Sketches from Chronicle (1936): Choreography and Costumes by Martha Graham, Music by Wallingford Riegger, Partially Orchestrated and Arranged by Stanley Sussman, Partially Re-Orchestrated by Justin Dello Joio, Original Lighting by Jean Rosenthal, Partial New Lighting Design by David Finley, Partial New Lighting Design by Steven L. Shelley, Performed by Elizabeth Auclair, Miki Orihara, and the Company. Just when I thought I had seen all the major works, along came Chronicle. This piece, in three sections, is completely danced by women. It is a Prelude to War, to devastation, to death and destruction.

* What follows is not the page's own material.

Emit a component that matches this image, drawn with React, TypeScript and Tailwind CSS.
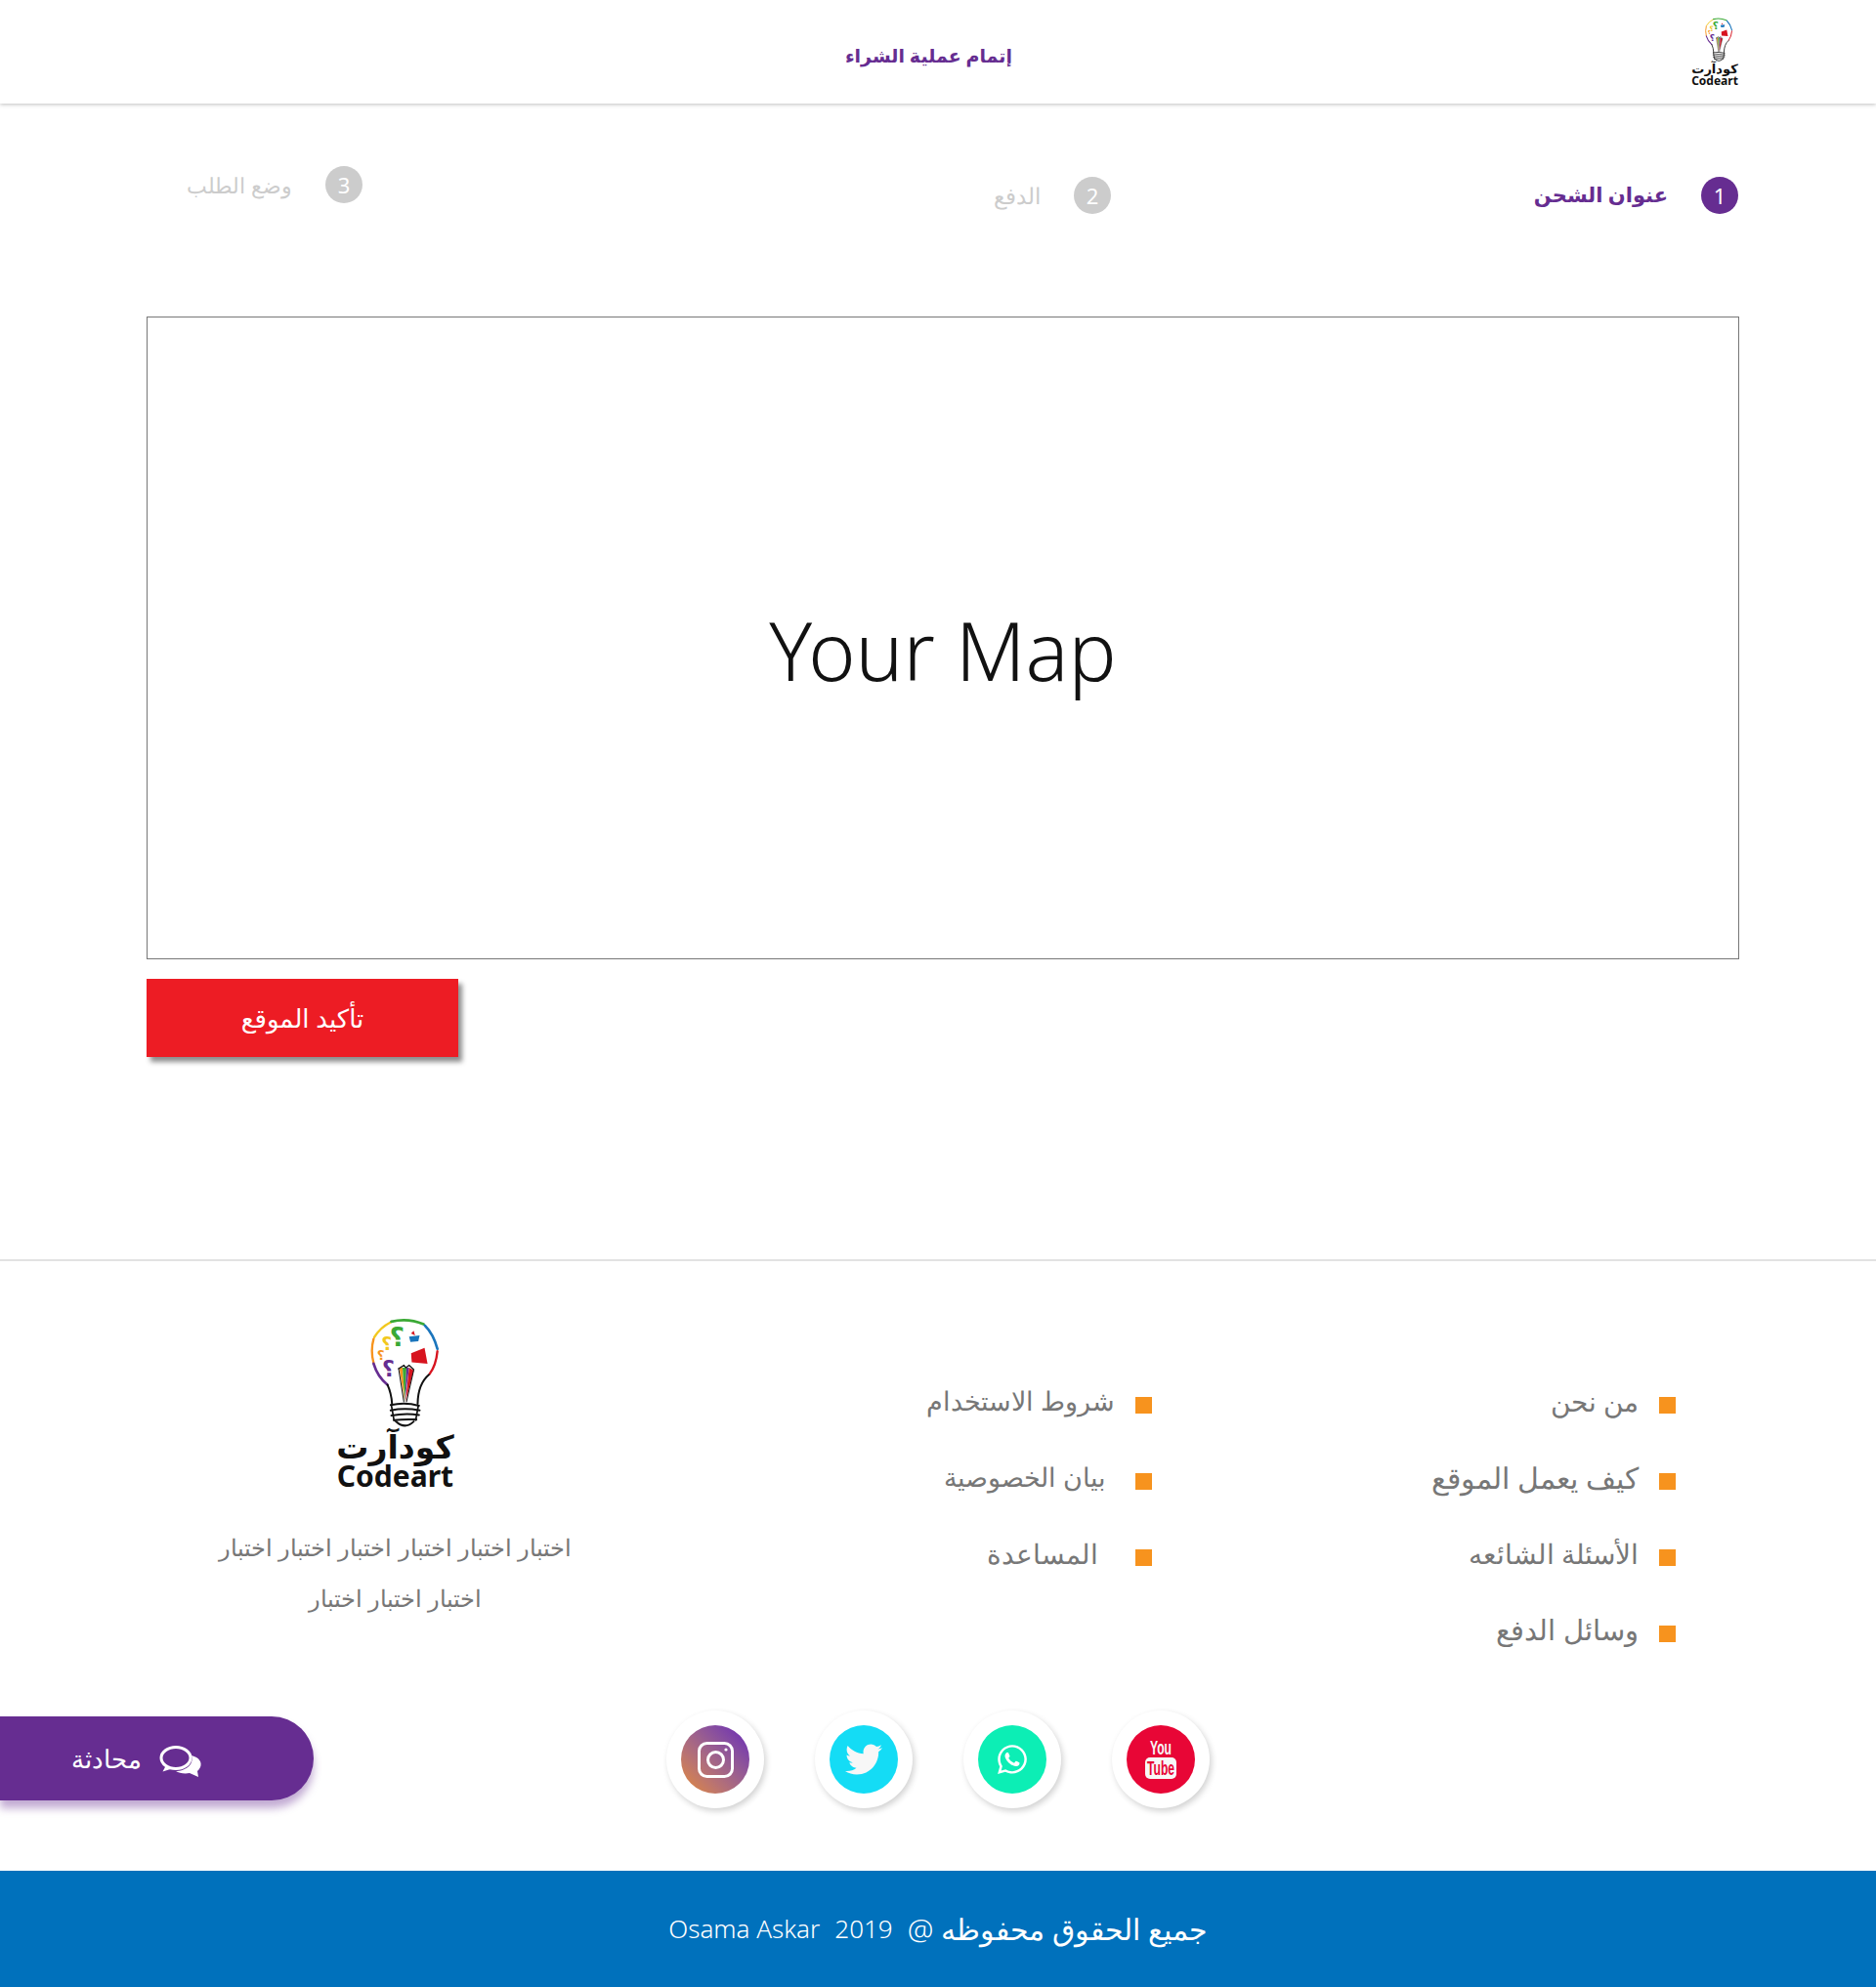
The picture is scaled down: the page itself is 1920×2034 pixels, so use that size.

I was not familiar with the music of Wallingford Riegger, which is dramatic, percussive, passionate, and evocative.
Elizabeth Auclair's solo in the first section, Spectre - 1914, includes a costume, designed by Martha Graham, which is internally a deep, blood red, and externally, the deepest black I have ever seen. Ms. Auclair makes full use of her black pedestal and full-length cloak, to unpeel and wrap herself in the internal foldings of this cloak, as if her entrails and blood are seeping and surrounding her entire body, head to toe. Miki Orihara is a dynamo in the second section, Steps in the Street, in a long black dress, with the all female Company, in look alike black dresses, replete with slits for leg thrusts, turning cartwheels and marching with fists clenched and focused torsos.
The emotions in this work are primitive and timeless. The third section, Prelude to Action, reminds me of the mood of the classic film, Alexander Nevsky, which could also serve as a dance of War. Terese Capucilli, Co-Artistic Director of the Graham Company, with some assistance, researched this very early Graham work, through film archives and Barbara Morgan photographs.
Kudos to Ms. Capucilli and to Christine Dakin for their excellent and sold-out, all-too-brief Season, the first in years. My wish is for a speedy return of this rare and extremely professional Company. Kudos to Martha Graham, who, more than ever, remains my hero. She smiles down to watch this sensational and revered Revival of her treasured works. Her protégés and their own disciples can bask in her pride and our gratitude.